** start Supplied information **

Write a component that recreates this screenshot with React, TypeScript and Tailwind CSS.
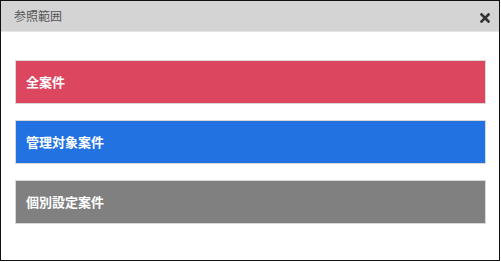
import React from 'react';

const items = [
    { label: '全案件', cls: 'bg-[#dc465f]' },
    { label: '管理対象案件', cls: 'bg-[#2273e1]' },
    { label: '個別設定案件', cls: 'bg-[#808080]' },
];

export default function App() {
    return (
        <div className="w-[501px] h-[262px] bg-white">
            <div className="w-[500px] h-[261px] border border-[#111] flex flex-col"
                style={{ fontFamily: '"Noto Sans CJK JP", "Noto Sans", sans-serif' }}>
                {/* Header */}
                <div className="h-[31px] bg-[#d4d4d4] border-b border-[#e6e6e6] flex items-center justify-between pl-[13px] pr-[9px] shrink-0">
                    <span className="text-[12px] text-[#555]">参照範囲</span>
                    <svg width="10" height="10" viewBox="0 0 10 10" className="mt-[3px]">
                        <path d="M1.5 1.5 L8.5 8.5 M8.5 1.5 L1.5 8.5" stroke="#333" strokeWidth="2.6" strokeLinecap="square" />
                    </svg>
                </div>

                {/* Options */}
                <div className="flex flex-col gap-[16px] px-[14px] pt-[28px]">
                    {items.map(it => (
                        <button key={it.label} type="button"
                            className={`${it.cls} h-[44px] w-[471px] border border-[#d8d8d8] text-left pl-[10px] text-white text-[13px] font-bold`}>
                            {it.label}
                        </button>
                    ))}
                </div>
            </div>
        </div>
    );
}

** end Supplied information **

Print the data above verbatim from the first line through the line holding "import React from 'react';", leaving every picture out.

Written answer
Write a component that recreates this screenshot with React, TypeScript and Tailwind CSS.
import React from 'react';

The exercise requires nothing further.